24Considérons par exemple les obligations de travail entre les femmes. Dans certaines sociétés, le rang hiérarchique parmi les épouses constitue une source importante d’autorité sur le travail des épouses plus jeune ; dans d’autres sociétés, le travail des épouses (à part celui qui peut être réservé pour leurs entreprises personnelles) est à la seule disposition des maris, et une coopération volontaire et généralement très limitée de ces derniers est le maximum qu’une coépouse puisse espérer. Pour finir, les épouses les plus jeunes peuvent se substituer à une épouse plus âgée pour remplir ses obligations de travail, comme je l’ai expliqué dans le cas des Yoruba (Roberts 1986). Mais elles n’ont aucune obligation de contribuer par leur travail à l’entreprise personnelle d’une épouse plus âgée. D’autre part, le travail des filles peut être largement mis à la disposition de leurs mères, mais cette obligation peut être très réduite lors du mariage, quand une fille rejoint le foyer de son mari.
25Lorsqu’elles sont en dehors du ménage, la capacité des femmes à mettre en commun leur travail semble très restreinte. Deux faits sont récurrents. D’une part, des accords réciproques entre femmes, visant à fournir du travail à chacune à tour de rôle, peuvent exister. En Gambie, par exemple, les femmes peuvent organiser des groupes d’entraide de travail lors des moissons de leur ferme respective (Dey 1980). Néanmoins, il s’agit de formes non hiérarchiques de mise en commun du travail, fondées sur une redistribution équitable de l’activité entre femmes. D’autre part, des époux plus fortunés et plus puissants peuvent utiliser leur capacité à organiser la mise en commun du travail, au nom de leur femme, dans un esprit de réciprocité mais dans une réalité inégalitaire. Comme dans le cas Kusasi évoqué précédemment, les femmes des hommes pauvres ou les hommes disposant de peu de ressources sociales auront plus de chance de travailler pour les autres dans le cadre des groupes d’entraide de travail que de voir les autres travailler pour eux.

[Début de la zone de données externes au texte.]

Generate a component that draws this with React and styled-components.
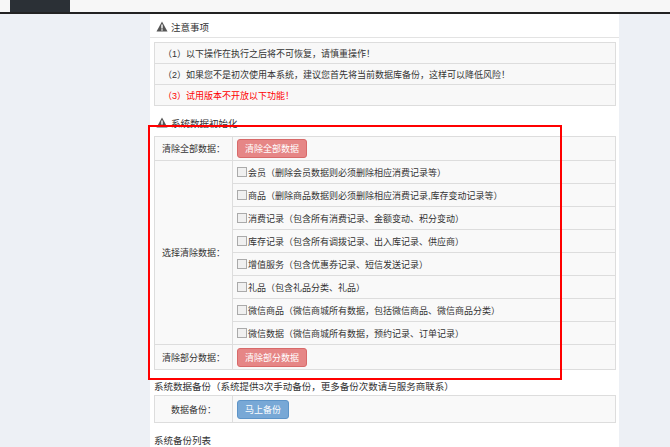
import styled, { createGlobalStyle } from "styled-components"

const Global = createGlobalStyle`
  body { margin: 0; background: #edf0f5; font-family: "Liberation Sans", "Noto Sans CJK SC", sans-serif; font-size: 9px; color: #333; }
`

const TopBar = styled.div`
  height: 12px;
  background: #f7f7f7;
  border-bottom: 2px solid #222;
  padding-left: 10px;
`

const Tab = styled.div`
  width: 60px;
  height: 12px;
  background: #2b3036;
`

const Panel = styled.div`
  width: 469px;
  margin-left: 150px;
  background: #fff;
  min-height: 433px;
  padding-bottom: 10px;
`

const Heading = styled.div`
  display: flex;
  align-items: center;
  gap: 3px;
  height: 21px;
  padding: 2px 6px 0;
  font-size: 9.5px;
  border-bottom: ${p => (p.$line ? "1px solid #e3e3e3" : "none")};
`

const Notes = styled.div`
  margin: 4px 3px 0 4px;
  border: 1px solid #ddd;
`

const Note = styled.div`
  height: 20px;
  display: flex;
  align-items: center;
  padding-left: 8px;
  background: #f8f8f8;
  color: ${p => (p.$red ? "#f00" : "#333")};
  & + & { border-top: 1px solid #ddd; }
`

const Highlight = styled.div`
  position: relative;
  margin-top: 3px;
`

const RedBox = styled.div`
  position: absolute;
  left: -2px;
  top: -11px;
  width: 410px;
  height: 251px;
  border: 2px solid #f00;
  pointer-events: none;
`

const Table = styled.div`
  margin: 0 3px 0 4px;
  border: 1px solid #ddd;
  display: grid;
  grid-template-columns: 78px 1fr;
`

const Label = styled.div`
  display: flex;
  align-items: center;
  justify-content: center;
  border-right: 1px solid #ddd;
  border-top: ${p => (p.$first ? "none" : "1px solid #ddd")};
  background: #f9f9f9;
  grid-row: span ${p => p.$span || 1};
`

const Cell = styled.div`
  height: ${p => p.$h || 22}px;
  display: flex;
  align-items: center;
  padding-left: 4px;
  background: #f9f9f9;
  border-top: ${p => (p.$first ? "none" : "1px solid #ddd")};
`

const Btn = styled.div`
  height: 17px;
  padding: 0 7px;
  display: flex;
  align-items: center;
  border-radius: 3px;
  color: #fff;
  font-size: 9px;
  background: ${p => (p.$blue ? "#78a8d6" : "#e68686")};
  border: 1px solid ${p => (p.$blue ? "#5d94c8" : "#d86a6a")};
`

const Box = styled.span`
  width: 8px;
  height: 8px;
  border: 1px solid #aaa;
  background: #f0f0f0;
  margin-right: 1px;
`

const Plain = styled.div`
  padding: ${p => p.$top || 6}px 4px 2px;
  font-size: 9.5px;
`

const Warn = () => (
  <svg width="12" height="11" viewBox="0 0 12 11">
    <path d="M6 0.5L11.5 10.5H0.5Z" fill="#555" />
    <rect x="5.3" y="3.5" width="1.4" height="4" fill="#fff" />
    <rect x="5.3" y="8.3" width="1.4" height="1.3" fill="#fff" />
  </svg>
)

const items = [
  "会员（删除会员数据则必须删除相应消费记录等）",
  "商品（删除商品数据则必须删除相应消费记录,库存变动记录等）",
  "消费记录（包含所有消费记录、金额变动、积分变动）",
  "库存记录（包含所有调拨记录、出入库记录、供应商）",
  "增值服务（包含优惠券记录、短信发送记录）",
  "礼品（包含礼品分类、礼品）",
  "微信商品（微信商城所有数据，包括微信商品、微信商品分类）",
  "微信数据（微信商城所有数据，预约记录、订单记录）",
]

export default function App() {
  return (
    <>
      <Global />
      <TopBar><Tab /></TopBar>
      <Panel>
        <Heading $line><Warn />注意事项</Heading>
        <Notes>
          <Note>（1）以下操作在执行之后将不可恢复，请慎重操作！</Note>
          <Note>（2）如果您不是初次使用本系统，建议您首先将当前数据库备份，这样可以降低风险！</Note>
          <Note $red>（3）试用版本不开放以下功能！</Note>
        </Notes>
        <Heading style={{ marginTop: 4 }}><Warn />系统数据初始化</Heading>
        <Highlight>
          <RedBox />
          <Table>
            <Label $first>清除全部数据：</Label>
            <Cell $first $h={23}><Btn>清除全部数据</Btn></Cell>
            <Label $span={8}>选择清除数据：</Label>
            {items.map(t => (
              <Cell key={t}><Box />{t}</Cell>
            ))}
            <Label>清除部分数据：</Label>
            <Cell $h={24}><Btn>清除部分数据</Btn></Cell>
          </Table>
        </Highlight>
        <Plain $top={9}>系统数据备份（系统提供3次手动备份，更多备份次数请与服务商联系）</Plain>
        <Table>
          <Label $first>数据备份：</Label>
          <Cell $first $h={26}><Btn $blue>马上备份</Btn></Cell>
        </Table>
        <Plain $top={10}>系统备份列表</Plain>
      </Panel>
    </>
  )
}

26Il semble donc que les femmes aient un accès limité au travail des autres femmes. L’autorité qui dérive d’une supériorité de rang ou de génération au sein du ménage (filles, belles-filles, coépouses) est atténuée par l’autorité du mari sur le travail d’une même personne. La capacité des femmes à mobiliser le travail des femmes n’appartenant pas au ménage sur une base non réciproque est extrêmement limitée et subordonnée à la bonne volonté du mari qui choisit ou non d’exercer sa propre capacité de mobilisation en sa faveur. Cette stratégie dépend des hiérarchies masculines en matière d’autorité sociale et politique : les femmes recrutent de la main-d’œuvre et sont recrutées dans le cadre de ces arrangements dans leurs relations avec les hommes.
27Mais l’utilisation du revenu provenant des entreprises personnelles des femmes n’est pas tellement indépendante des intérêts du ménage. La terminologie “personnelle” ne doit pas laisser penser que le revenu est consacré à la consommation personnelle dépréciative d’argent de poche. Le produit ou le revenu de ces entreprises contribuent aux coûts de reproduction de l’entreprise du ménage/du mari. Son usage immédiat peut être spécifié dans les relations conjugales, avec par exemple l’obligation pour la femme d’apporter un certain type de nourriture pour la consommation de la famille (notamment des enfants). À plus long terme, l’investissement sur les enfants peut assurer la sécurité d’une femme pour sa vieillesse. Dans le cas où elle n’a pas d’enfant, cela peut la rendre moins vulnérable. L’utilisation du revenu des entreprises personnelles varie selon les contingences. Dans les sociétés matrilinéaires, il peut être investi pour la sécurité du matrilignage. Dans les sociétés patrilinéaires, une stratégie particulière se reproduit : les entreprises des femmes paraissent souvent avoir pour but de récupérer, par la vente de produits, les liquidités que les hommes (en tant que maris, chefs de foyers) ont acquis, par leur pouvoir de disposer de l’essentiel du revenu issu de la mobilisation du travail de leurs dépendants.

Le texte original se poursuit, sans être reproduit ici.